What you have to do: Without the pictures, output the records below word for word.

[Start Provided material]

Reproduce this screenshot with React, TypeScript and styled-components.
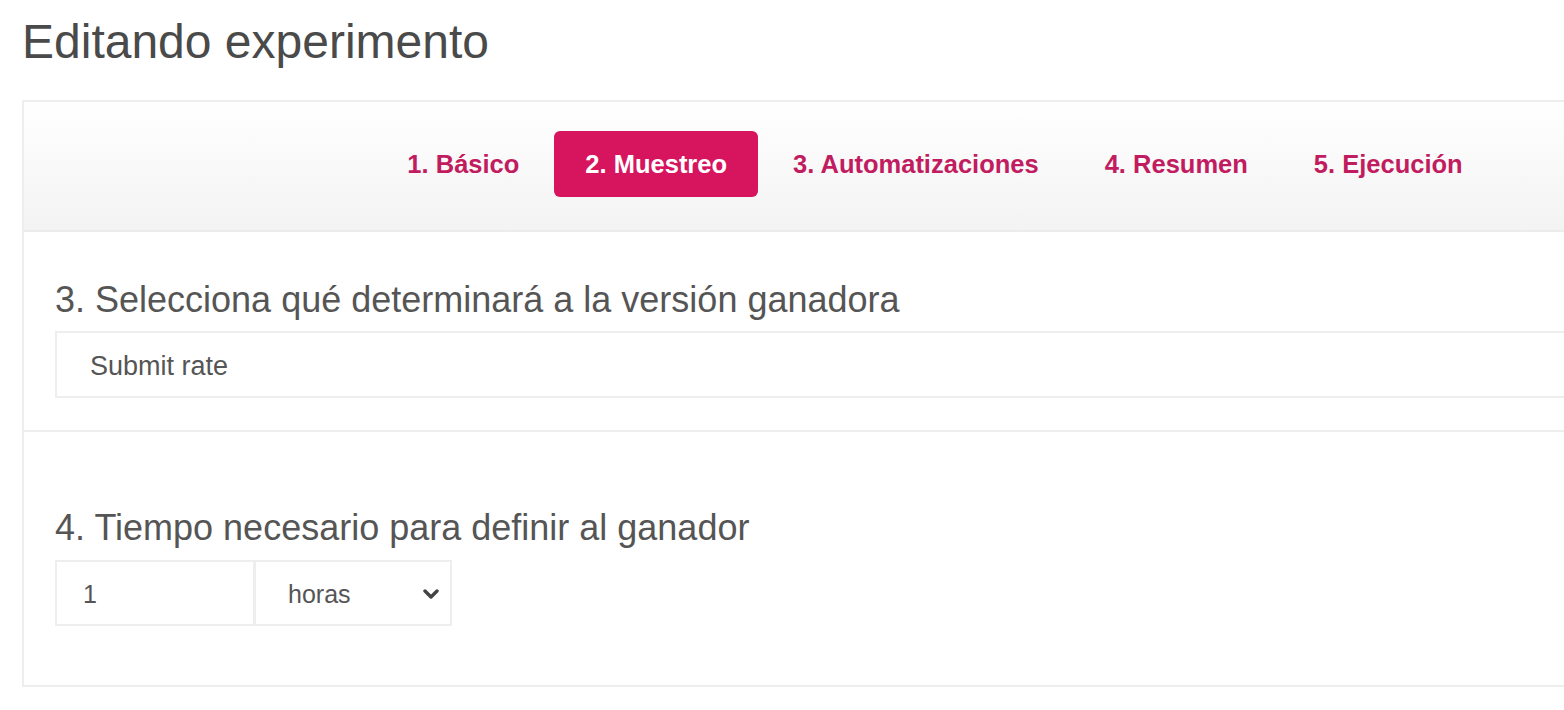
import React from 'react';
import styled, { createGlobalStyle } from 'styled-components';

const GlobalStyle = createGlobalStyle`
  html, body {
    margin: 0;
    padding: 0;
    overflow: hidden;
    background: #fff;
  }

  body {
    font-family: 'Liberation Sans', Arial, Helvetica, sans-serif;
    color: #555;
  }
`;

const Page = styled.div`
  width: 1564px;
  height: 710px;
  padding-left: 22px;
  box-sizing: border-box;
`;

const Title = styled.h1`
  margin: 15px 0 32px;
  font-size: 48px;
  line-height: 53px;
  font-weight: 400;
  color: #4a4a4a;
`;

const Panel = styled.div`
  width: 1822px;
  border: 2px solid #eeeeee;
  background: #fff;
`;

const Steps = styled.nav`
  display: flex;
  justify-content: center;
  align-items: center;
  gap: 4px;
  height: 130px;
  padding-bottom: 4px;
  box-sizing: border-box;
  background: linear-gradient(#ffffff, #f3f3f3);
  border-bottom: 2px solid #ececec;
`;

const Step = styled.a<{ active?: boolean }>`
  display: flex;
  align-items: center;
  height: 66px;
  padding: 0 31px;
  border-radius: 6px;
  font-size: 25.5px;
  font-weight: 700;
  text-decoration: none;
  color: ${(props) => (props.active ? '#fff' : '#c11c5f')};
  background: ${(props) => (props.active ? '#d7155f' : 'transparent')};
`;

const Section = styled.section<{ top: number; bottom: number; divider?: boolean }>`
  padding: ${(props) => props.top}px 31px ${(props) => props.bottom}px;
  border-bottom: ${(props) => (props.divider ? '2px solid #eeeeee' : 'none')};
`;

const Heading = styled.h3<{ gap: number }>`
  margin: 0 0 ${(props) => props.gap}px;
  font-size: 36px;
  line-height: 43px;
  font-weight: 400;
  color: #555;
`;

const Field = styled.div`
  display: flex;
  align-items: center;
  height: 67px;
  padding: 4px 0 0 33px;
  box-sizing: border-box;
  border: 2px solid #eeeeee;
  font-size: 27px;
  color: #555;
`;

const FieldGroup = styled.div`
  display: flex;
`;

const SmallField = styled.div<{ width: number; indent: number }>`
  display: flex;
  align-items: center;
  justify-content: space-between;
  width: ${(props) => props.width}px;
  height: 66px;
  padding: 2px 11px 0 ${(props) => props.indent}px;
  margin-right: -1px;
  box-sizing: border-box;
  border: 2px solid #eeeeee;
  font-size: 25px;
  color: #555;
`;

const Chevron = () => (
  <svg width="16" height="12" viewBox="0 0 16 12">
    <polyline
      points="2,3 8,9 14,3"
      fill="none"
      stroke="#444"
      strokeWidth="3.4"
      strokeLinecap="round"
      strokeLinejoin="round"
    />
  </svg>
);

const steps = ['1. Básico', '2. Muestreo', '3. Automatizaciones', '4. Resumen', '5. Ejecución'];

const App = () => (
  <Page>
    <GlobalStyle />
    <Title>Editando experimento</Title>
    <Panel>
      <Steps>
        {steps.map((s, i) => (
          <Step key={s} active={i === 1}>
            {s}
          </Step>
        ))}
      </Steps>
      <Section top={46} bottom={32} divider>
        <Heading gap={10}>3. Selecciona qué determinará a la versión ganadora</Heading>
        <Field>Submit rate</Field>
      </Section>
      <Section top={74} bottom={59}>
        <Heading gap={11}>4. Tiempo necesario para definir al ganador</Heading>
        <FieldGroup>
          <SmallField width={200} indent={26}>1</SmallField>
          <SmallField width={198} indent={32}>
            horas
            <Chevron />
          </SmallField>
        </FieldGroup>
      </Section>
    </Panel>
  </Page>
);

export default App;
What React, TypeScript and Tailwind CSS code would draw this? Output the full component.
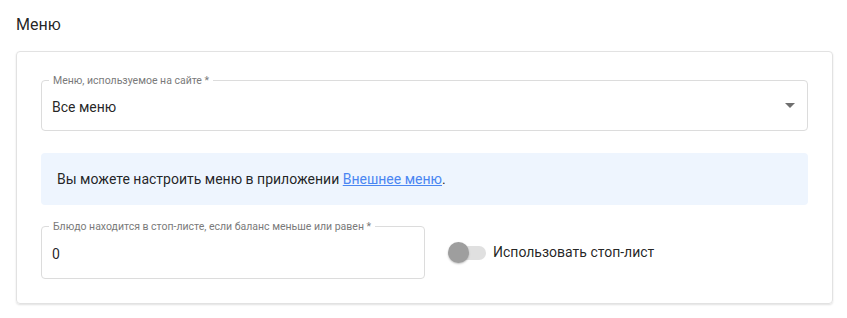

[End Provided material]

Result for this exercise:
Reproduce this screenshot with React, TypeScript and styled-components.
import React from 'react';
import styled, { createGlobalStyle } from 'styled-components';

const GlobalStyle = createGlobalStyle`
  html, body {
    margin: 0;
    padding: 0;
    overflow: hidden;
    background: #fff;
  }

  body {
    font-family: 'Liberation Sans', Arial, Helvetica, sans-serif;
    color: #555;
  }
`;

const Page = styled.div`
  width: 1564px;
  height: 710px;
  padding-left: 22px;
  box-sizing: border-box;
`;

const Title = styled.h1`
  margin: 15px 0 32px;
  font-size: 48px;
  line-height: 53px;
  font-weight: 400;
  color: #4a4a4a;
`;

const Panel = styled.div`
  width: 1822px;
  border: 2px solid #eeeeee;
  background: #fff;
`;

const Steps = styled.nav`
  display: flex;
  justify-content: center;
  align-items: center;
  gap: 4px;
  height: 130px;
  padding-bottom: 4px;
  box-sizing: border-box;
  background: linear-gradient(#ffffff, #f3f3f3);
  border-bottom: 2px solid #ececec;
`;

const Step = styled.a<{ active?: boolean }>`
  display: flex;
  align-items: center;
  height: 66px;
  padding: 0 31px;
  border-radius: 6px;
  font-size: 25.5px;
  font-weight: 700;
  text-decoration: none;
  color: ${(props) => (props.active ? '#fff' : '#c11c5f')};
  background: ${(props) => (props.active ? '#d7155f' : 'transparent')};
`;

const Section = styled.section<{ top: number; bottom: number; divider?: boolean }>`
  padding: ${(props) => props.top}px 31px ${(props) => props.bottom}px;
  border-bottom: ${(props) => (props.divider ? '2px solid #eeeeee' : 'none')};
`;

const Heading = styled.h3<{ gap: number }>`
  margin: 0 0 ${(props) => props.gap}px;
  font-size: 36px;
  line-height: 43px;
  font-weight: 400;
  color: #555;
`;

const Field = styled.div`
  display: flex;
  align-items: center;
  height: 67px;
  padding: 4px 0 0 33px;
  box-sizing: border-box;
  border: 2px solid #eeeeee;
  font-size: 27px;
  color: #555;
`;

const FieldGroup = styled.div`
  display: flex;
`;

const SmallField = styled.div<{ width: number; indent: number }>`
  display: flex;
  align-items: center;
  justify-content: space-between;
  width: ${(props) => props.width}px;
  height: 66px;
  padding: 2px 11px 0 ${(props) => props.indent}px;
  margin-right: -1px;
  box-sizing: border-box;
  border: 2px solid #eeeeee;
  font-size: 25px;
  color: #555;
`;

const Chevron = () => (
  <svg width="16" height="12" viewBox="0 0 16 12">
    <polyline
      points="2,3 8,9 14,3"
      fill="none"
      stroke="#444"
      strokeWidth="3.4"
      strokeLinecap="round"
      strokeLinejoin="round"
    />
  </svg>
);

const steps = ['1. Básico', '2. Muestreo', '3. Automatizaciones', '4. Resumen', '5. Ejecución'];

const App = () => (
  <Page>
    <GlobalStyle />
    <Title>Editando experimento</Title>
    <Panel>
      <Steps>
        {steps.map((s, i) => (
          <Step key={s} active={i === 1}>
            {s}
          </Step>
        ))}
      </Steps>
      <Section top={46} bottom={32} divider>
        <Heading gap={10}>3. Selecciona qué determinará a la versión ganadora</Heading>
        <Field>Submit rate</Field>
      </Section>
      <Section top={74} bottom={59}>
        <Heading gap={11}>4. Tiempo necesario para definir al ganador</Heading>
        <FieldGroup>
          <SmallField width={200} indent={26}>1</SmallField>
          <SmallField width={198} indent={32}>
            horas
            <Chevron />
          </SmallField>
        </FieldGroup>
      </Section>
    </Panel>
  </Page>
);

export default App;
What React, TypeScript and Tailwind CSS code would draw this? Output the full component.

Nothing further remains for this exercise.